Some of you will recall a poll being published last month by the Sunday Times, conducted by “Behaviours and Attitudes”, a polling company with little record of measuring party support. This poll was significantly out of step with other companies at the time and so I didn’t devote time to analysing it, but the Sunday Times have used them again this weekend, with findings that the people are, apparently overwhelmingly, in favour of cuts instead of tax rises.

Given the use of polling to try to persuade politicians, I think it’s worth having a look at how reliable B&A are.

As a company, they’ve not been used, generally, for party polling, but to measure attitudes. One example covered here attempted to measure our attitudes to sex and sin. Interesting stuff, and certainly good for filling column inches, but not something that can be tested really – it’s not like there will be a referendum on the issues tested. Good clean fun, but nothing that establishes the quality of the polling in the first place.

As I’ve pointed out beforehand, most of the big 3 (MRBI, RedC & Lansdown Millward/Brown) have a particularly decent record in calling General Elections. They’ve been doing it long enough, and they have records that speak for themselves. In the last GE, all measured FF, FG, LP, SF, GP and OTH quite well, and as I point out here  in the final polls of the GE 2011, of the 18 party totals, only one (FF in the L& M/B) was outside the margin of error (by 0.4%) and when you’re assuming a 3% margin of error to 95% probability, that’s about what you’d expect if polling was being done as close as perfect as possible (those margins are due to random statistical variation, not sample or method error). It’s worth noting that MRBI were closest (for the second GE in a row), Millward Brown were 2nd and RedC were third. (Unless you could my predictions which were slightly closer than MRBI, ahem!)

The B&A poll on 4th September had the following party totals;

FG 44%

LP 12%

FF 15%

SF 13%

GP 2%

OTH 12%.

Obviously, if this had been a finding of  a major company poll, this would have been big news, showing sudden swings from LP and to FG. The most recent poll had been an MRBI one (who were closest in the previous 2 General Elections). This showed FG at 38% and Labour at 18%. Assuming they haven’t suddenly become pants at polling, this suggested that, if B&A figures were true, Labour had lost some 6% over the summer (more properly between 3-9%), and FG had gained a similar amount.

So maybe they had? If so, you’d expect it to show up in the other company results. However, no joy for them there. MRBI have since come out with a poll that has FG at 35% (i.e. 3% down on July), and Labour 17% (down just 1%, unlike B&A well within the margin of error). Millard Brown (who were second closest to the result in February) also have released a poll since the B&A one, and this actually showed Labour up 1% to 20%, and FG down 2% to 40%. RedC, who came 3rd in February, do have Labour down in their latest poll, but within the margin of error, to 16%, and FG down a whopping 8% to 33%.

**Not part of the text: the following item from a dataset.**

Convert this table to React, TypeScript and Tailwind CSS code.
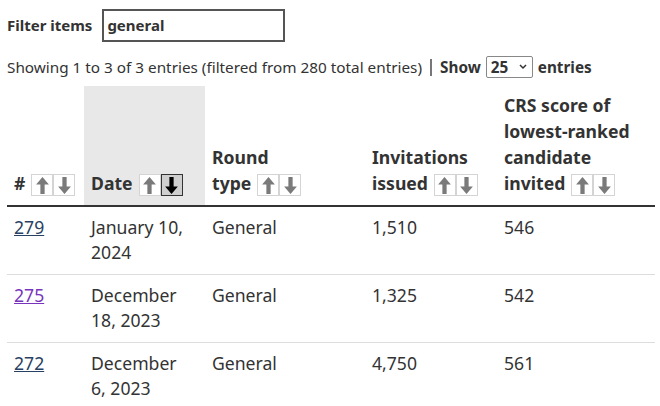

In other words, all the other polling companies have B&A’s latest results well out on FG and LP, not just in the totals, but in the trends they were suggesting.  Notably, their findings suggest an electorate that are more right wing than that found by the other pollsters, which of course, would not make them unattractive to a paper in the News International stable.

This isn’t to suggest that they aren’t a real company, that their polls are fraudulent, or even to suggest that there is bias at work.  It’s just to point out that, as polling companies go, their figures lack the credibility that more serious pollsters have earned over the years.  I don’t know why the Sunday Times have chosen them, certainly they don’t have the brand recognition or credibility that the big 3 have, and can only hope it’s because they are cheaper.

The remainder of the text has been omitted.